Search the data below for the word "components" and copy each line that holds it.

===== DATASET EXTRACT

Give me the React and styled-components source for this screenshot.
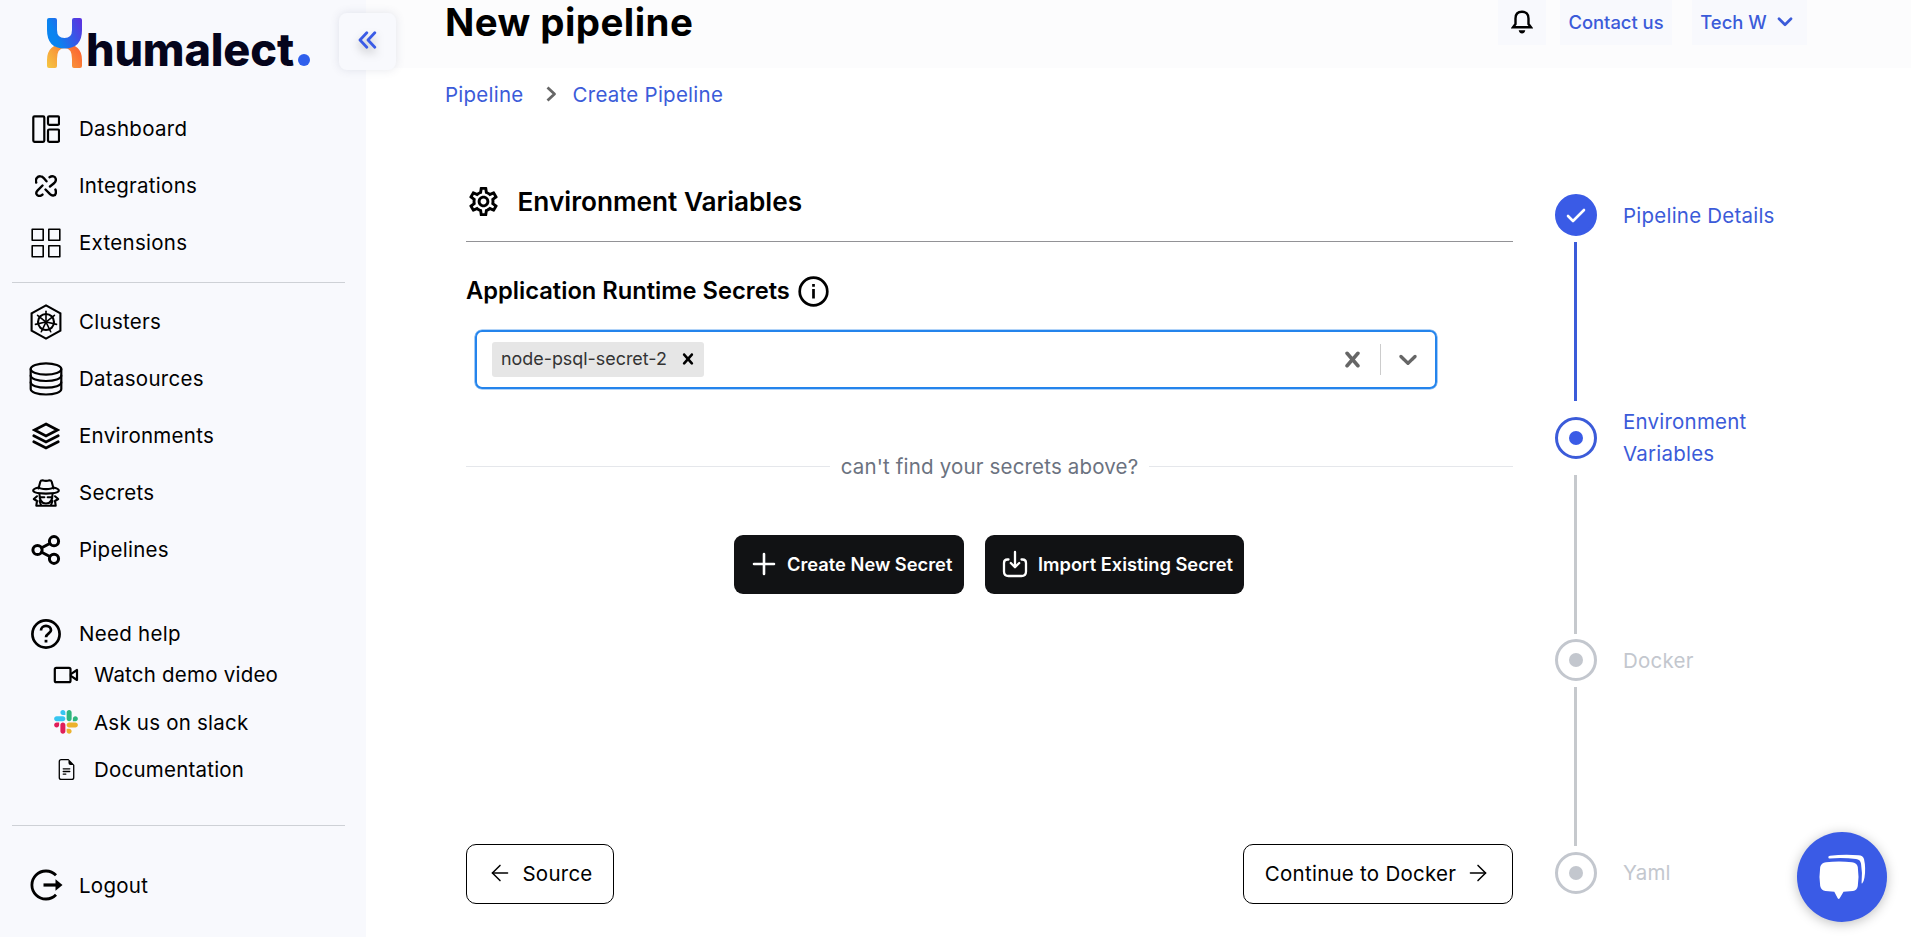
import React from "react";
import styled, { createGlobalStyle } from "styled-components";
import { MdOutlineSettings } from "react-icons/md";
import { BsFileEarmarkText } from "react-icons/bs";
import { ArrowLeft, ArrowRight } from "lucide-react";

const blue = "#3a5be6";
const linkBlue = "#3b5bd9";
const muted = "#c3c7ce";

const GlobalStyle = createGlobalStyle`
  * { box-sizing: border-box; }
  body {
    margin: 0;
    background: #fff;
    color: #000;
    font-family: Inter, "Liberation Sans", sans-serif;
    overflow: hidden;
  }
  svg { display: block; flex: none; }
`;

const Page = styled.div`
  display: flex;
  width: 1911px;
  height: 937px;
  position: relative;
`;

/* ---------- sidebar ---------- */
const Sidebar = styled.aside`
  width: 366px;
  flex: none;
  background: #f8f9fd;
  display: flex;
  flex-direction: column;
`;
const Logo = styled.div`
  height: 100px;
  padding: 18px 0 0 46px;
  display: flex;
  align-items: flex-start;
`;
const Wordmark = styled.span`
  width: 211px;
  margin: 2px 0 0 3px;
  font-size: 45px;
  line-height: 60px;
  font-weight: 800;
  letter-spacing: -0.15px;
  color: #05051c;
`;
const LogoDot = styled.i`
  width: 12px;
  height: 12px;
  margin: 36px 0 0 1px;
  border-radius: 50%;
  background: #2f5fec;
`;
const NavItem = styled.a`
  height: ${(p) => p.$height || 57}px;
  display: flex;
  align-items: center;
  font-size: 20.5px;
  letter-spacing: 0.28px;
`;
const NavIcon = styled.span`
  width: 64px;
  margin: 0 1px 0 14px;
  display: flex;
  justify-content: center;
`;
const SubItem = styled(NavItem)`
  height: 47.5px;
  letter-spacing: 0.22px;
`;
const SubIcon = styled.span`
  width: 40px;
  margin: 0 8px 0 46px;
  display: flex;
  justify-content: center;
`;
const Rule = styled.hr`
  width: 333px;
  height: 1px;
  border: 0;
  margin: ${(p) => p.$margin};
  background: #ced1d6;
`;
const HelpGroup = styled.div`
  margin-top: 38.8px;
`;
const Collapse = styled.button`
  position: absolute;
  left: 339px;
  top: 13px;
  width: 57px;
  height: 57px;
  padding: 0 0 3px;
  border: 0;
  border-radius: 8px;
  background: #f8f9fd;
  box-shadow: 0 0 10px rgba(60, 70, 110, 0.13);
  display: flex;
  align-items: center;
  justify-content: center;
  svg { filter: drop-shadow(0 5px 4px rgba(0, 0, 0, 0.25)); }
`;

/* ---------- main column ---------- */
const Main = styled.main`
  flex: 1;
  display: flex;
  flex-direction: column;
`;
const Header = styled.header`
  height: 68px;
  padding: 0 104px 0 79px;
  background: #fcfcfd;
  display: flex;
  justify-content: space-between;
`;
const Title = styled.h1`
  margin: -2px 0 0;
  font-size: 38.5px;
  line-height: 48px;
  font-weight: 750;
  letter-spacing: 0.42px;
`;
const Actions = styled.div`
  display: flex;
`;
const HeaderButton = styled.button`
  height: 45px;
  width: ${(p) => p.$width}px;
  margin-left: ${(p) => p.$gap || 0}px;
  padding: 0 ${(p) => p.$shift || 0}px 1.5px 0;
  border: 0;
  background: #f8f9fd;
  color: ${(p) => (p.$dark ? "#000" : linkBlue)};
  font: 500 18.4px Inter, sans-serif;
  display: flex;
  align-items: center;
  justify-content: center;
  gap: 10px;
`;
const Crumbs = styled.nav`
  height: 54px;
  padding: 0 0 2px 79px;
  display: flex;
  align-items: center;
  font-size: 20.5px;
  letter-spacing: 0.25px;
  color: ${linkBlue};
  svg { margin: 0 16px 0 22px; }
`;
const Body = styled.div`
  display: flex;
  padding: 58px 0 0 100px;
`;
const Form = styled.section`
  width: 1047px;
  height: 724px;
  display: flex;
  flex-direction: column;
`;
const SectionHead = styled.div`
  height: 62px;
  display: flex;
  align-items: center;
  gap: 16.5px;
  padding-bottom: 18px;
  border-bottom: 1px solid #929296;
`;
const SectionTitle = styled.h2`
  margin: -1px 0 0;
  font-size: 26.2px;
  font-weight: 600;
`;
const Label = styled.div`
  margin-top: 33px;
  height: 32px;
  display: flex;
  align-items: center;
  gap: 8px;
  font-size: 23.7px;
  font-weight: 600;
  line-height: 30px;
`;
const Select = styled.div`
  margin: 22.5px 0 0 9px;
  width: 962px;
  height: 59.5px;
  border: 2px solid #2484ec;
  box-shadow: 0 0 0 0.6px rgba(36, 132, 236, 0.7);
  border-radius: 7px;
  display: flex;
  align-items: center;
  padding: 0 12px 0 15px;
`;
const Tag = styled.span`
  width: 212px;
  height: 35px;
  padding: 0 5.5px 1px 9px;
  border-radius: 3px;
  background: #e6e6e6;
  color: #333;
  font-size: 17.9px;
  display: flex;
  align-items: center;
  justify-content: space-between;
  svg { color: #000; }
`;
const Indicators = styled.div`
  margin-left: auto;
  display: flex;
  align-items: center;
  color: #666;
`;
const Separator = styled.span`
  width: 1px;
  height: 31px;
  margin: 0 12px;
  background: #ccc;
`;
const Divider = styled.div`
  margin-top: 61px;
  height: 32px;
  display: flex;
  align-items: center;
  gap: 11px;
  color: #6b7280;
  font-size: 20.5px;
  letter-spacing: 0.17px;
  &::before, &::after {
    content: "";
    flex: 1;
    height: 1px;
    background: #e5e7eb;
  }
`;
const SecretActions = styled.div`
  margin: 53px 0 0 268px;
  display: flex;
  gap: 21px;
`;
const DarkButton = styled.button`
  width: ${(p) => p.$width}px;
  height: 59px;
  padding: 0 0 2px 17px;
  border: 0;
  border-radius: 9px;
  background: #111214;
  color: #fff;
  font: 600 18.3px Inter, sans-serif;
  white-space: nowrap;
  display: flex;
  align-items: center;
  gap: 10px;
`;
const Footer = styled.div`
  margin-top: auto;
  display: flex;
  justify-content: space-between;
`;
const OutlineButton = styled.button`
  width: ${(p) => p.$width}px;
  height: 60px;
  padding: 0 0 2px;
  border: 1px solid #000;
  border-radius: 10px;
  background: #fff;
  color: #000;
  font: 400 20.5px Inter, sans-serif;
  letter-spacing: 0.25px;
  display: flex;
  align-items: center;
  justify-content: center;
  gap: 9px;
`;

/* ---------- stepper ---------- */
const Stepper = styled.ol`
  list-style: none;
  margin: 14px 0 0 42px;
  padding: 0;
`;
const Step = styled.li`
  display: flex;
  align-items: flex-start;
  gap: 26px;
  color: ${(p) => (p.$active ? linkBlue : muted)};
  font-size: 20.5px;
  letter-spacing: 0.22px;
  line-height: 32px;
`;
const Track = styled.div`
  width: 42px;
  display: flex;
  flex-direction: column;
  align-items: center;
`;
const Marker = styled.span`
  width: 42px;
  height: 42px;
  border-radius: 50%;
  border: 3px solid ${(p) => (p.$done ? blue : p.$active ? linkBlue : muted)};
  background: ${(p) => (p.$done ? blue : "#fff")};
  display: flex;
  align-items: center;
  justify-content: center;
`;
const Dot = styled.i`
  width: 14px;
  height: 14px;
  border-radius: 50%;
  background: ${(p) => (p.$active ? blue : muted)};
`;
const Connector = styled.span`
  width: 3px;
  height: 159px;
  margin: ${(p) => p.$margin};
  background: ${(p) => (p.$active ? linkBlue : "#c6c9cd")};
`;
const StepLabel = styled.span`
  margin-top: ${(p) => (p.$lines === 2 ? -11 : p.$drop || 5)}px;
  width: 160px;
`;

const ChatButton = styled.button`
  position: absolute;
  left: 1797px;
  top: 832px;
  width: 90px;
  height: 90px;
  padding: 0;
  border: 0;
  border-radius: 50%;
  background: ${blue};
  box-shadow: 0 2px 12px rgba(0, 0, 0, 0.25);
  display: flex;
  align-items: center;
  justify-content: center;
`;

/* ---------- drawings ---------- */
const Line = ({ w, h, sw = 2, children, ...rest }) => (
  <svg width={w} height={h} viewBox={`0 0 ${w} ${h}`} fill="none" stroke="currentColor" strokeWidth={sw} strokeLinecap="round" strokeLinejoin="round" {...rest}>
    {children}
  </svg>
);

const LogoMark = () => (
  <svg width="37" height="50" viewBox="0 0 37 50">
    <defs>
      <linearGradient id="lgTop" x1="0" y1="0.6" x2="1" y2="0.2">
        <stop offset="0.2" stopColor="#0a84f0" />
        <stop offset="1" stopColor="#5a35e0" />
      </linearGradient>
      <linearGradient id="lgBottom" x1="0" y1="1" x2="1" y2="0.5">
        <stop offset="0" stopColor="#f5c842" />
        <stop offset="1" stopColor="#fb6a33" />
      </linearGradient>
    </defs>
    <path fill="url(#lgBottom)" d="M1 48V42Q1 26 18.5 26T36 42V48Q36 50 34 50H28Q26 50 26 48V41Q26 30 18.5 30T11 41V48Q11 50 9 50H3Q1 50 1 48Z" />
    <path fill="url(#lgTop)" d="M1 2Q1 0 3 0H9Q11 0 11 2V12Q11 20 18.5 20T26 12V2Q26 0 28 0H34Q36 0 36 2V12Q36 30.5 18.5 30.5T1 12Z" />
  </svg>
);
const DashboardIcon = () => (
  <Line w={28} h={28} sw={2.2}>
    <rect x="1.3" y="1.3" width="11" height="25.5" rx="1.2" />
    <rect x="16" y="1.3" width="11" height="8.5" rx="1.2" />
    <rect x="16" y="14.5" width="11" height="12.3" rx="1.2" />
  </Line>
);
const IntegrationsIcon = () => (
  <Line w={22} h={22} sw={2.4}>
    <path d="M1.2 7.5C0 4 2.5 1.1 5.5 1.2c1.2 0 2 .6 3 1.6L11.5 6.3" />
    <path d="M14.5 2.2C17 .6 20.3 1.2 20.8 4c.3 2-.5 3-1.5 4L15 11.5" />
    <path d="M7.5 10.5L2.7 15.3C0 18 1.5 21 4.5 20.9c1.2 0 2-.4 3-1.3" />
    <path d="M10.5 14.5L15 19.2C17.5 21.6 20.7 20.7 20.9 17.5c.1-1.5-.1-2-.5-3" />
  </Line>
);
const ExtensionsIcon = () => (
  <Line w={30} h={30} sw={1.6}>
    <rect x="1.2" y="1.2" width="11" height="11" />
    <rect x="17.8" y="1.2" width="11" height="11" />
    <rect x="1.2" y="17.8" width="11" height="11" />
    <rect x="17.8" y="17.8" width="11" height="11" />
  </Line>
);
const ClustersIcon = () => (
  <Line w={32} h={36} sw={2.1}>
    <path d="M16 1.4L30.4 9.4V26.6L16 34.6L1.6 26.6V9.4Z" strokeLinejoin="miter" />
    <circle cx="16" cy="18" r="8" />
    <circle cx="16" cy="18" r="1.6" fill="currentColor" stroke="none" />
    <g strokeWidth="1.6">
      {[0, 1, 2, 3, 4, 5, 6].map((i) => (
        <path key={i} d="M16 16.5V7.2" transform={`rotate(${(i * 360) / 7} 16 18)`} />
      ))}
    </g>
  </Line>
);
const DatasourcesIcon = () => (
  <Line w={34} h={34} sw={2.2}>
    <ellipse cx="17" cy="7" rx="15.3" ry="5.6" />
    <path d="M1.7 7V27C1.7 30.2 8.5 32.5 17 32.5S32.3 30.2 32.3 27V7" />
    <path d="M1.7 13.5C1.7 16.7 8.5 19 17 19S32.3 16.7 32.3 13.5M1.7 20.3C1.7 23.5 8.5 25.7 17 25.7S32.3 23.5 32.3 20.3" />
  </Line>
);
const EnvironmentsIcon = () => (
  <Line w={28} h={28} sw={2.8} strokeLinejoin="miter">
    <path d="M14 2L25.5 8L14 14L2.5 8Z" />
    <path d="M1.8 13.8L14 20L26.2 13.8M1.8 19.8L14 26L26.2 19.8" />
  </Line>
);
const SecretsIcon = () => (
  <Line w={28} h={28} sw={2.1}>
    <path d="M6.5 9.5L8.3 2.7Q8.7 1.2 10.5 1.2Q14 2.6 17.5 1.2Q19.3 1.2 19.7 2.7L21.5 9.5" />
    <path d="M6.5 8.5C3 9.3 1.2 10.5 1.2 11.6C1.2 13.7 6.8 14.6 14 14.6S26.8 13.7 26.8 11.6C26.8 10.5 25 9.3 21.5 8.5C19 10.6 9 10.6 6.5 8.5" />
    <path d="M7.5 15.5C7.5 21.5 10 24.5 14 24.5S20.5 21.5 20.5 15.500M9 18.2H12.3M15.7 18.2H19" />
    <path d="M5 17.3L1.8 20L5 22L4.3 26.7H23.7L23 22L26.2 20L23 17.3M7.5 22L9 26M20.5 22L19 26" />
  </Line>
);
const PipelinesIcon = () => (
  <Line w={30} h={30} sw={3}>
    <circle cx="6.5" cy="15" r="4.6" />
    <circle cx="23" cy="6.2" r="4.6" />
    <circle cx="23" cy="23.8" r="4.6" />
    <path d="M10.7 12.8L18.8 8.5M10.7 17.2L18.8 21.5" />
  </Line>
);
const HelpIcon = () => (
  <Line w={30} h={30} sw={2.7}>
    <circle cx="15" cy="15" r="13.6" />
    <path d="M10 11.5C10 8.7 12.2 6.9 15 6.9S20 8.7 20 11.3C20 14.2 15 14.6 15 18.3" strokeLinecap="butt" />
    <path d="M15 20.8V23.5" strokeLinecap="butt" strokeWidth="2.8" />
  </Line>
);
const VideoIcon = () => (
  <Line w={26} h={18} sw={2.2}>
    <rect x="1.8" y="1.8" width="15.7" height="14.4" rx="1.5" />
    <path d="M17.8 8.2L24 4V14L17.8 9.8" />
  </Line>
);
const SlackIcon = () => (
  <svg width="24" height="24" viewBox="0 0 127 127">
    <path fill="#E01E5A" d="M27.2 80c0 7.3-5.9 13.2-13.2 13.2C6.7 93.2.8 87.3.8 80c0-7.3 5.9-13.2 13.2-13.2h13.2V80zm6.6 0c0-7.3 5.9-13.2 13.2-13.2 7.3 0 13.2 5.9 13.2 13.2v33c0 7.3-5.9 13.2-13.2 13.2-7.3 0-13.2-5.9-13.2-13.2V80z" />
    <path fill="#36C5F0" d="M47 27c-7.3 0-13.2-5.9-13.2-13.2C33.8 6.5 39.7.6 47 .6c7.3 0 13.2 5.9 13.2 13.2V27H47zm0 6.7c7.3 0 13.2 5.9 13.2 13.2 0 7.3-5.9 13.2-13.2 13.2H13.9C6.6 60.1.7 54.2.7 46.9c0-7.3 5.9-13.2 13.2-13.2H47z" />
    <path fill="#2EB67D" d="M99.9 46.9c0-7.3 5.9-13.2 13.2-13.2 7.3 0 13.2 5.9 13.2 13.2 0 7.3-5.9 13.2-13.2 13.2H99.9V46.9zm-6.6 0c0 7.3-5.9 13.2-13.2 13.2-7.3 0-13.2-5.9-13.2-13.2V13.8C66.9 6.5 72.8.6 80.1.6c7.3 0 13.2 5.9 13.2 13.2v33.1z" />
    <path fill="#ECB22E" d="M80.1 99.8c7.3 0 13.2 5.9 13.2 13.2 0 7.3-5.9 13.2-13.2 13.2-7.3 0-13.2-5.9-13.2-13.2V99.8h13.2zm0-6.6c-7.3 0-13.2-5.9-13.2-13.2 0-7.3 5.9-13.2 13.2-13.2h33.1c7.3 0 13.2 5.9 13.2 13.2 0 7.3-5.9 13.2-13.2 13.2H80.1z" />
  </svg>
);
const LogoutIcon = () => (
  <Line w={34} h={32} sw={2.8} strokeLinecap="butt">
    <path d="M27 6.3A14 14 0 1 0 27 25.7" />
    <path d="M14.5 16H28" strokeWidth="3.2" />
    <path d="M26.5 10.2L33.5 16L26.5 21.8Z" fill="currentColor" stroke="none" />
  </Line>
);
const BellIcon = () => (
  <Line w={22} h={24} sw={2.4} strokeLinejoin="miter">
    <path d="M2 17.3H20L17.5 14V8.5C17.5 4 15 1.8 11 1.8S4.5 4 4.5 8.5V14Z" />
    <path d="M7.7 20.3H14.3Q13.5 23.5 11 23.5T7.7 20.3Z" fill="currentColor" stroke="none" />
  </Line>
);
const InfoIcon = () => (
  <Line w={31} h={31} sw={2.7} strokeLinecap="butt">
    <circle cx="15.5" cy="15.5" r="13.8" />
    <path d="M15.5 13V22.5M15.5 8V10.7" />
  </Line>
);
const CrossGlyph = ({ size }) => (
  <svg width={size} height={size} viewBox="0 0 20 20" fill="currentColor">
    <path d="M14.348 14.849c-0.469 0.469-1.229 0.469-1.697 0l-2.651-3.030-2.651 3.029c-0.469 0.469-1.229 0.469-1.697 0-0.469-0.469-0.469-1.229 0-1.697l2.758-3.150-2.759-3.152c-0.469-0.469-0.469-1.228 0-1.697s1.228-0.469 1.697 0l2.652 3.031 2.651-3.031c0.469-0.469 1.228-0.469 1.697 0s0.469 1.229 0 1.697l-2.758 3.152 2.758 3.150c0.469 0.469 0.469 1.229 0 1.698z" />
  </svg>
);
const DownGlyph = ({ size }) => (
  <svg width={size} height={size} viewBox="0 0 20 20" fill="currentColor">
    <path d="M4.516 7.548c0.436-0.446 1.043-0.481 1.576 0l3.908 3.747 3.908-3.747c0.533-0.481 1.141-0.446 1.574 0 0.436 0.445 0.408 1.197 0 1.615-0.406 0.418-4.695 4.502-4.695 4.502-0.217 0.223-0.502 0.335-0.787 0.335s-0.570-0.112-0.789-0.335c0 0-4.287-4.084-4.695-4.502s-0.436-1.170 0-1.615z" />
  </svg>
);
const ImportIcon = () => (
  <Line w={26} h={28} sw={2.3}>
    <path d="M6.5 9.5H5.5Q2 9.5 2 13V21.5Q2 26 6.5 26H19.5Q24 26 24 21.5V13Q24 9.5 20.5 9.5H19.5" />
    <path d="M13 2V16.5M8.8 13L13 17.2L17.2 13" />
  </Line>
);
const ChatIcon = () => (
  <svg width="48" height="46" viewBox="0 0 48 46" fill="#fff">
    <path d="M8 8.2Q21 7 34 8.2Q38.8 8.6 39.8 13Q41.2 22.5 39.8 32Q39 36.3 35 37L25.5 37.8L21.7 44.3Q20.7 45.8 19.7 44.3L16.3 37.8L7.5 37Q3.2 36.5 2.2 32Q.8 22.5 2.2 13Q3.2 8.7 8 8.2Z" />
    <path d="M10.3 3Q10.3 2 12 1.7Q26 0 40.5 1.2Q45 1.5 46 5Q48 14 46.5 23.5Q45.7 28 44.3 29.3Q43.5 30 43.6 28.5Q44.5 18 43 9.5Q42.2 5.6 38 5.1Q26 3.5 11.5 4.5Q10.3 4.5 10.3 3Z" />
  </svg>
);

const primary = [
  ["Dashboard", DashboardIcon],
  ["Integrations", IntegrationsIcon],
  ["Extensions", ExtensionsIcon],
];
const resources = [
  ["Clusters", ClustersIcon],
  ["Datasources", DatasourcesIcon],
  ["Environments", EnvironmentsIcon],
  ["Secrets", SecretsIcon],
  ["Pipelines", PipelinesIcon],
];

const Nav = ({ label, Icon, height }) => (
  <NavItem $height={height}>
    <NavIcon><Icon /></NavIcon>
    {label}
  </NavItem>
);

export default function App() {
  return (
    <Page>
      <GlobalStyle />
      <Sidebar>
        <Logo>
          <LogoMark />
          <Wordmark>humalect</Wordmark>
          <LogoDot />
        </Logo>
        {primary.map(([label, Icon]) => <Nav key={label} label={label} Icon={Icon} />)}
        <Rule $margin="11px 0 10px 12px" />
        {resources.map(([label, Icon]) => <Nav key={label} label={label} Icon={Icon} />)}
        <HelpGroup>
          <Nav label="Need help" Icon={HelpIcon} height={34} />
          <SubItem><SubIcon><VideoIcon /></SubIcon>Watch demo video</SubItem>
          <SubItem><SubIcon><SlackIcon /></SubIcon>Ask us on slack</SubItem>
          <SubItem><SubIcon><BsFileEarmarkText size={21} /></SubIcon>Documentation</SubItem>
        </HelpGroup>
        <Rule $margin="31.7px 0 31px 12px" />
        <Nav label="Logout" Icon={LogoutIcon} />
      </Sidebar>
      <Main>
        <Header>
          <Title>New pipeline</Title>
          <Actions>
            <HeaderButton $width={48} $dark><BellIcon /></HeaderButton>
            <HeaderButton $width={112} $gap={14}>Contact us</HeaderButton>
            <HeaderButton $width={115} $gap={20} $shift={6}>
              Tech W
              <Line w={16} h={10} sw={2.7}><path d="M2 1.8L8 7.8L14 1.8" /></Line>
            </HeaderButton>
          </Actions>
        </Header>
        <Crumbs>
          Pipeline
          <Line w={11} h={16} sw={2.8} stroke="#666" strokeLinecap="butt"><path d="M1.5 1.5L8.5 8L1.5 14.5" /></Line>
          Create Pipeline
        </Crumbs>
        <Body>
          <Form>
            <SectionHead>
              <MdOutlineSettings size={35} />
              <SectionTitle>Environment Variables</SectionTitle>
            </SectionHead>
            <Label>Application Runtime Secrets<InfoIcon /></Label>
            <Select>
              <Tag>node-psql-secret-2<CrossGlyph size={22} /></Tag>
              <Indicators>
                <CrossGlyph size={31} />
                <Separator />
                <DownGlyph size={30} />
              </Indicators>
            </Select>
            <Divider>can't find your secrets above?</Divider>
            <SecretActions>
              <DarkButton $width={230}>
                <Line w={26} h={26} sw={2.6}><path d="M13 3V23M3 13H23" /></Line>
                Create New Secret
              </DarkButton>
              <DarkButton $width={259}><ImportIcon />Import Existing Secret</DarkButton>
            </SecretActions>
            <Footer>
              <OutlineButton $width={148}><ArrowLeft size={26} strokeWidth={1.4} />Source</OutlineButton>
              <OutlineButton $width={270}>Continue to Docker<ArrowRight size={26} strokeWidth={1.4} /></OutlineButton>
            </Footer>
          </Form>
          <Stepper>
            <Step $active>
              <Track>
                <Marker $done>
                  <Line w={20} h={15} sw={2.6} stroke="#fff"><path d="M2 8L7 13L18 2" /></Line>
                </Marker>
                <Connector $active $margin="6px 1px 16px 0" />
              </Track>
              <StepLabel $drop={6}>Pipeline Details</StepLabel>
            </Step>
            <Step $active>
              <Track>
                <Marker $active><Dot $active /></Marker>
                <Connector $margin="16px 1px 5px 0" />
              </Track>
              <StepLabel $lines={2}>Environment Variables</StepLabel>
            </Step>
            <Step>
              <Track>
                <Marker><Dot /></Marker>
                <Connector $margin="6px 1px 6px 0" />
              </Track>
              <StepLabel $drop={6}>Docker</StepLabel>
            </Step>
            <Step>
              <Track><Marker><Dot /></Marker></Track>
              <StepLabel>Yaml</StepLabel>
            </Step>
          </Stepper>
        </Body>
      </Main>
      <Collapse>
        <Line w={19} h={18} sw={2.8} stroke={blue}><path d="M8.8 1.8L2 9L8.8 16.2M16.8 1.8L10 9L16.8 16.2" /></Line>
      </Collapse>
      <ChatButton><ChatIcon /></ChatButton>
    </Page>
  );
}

==========

**EXERCISE RESPONSE:**
Give me the React and styled-components source for this screenshot.
import styled, { createGlobalStyle } from "styled-components";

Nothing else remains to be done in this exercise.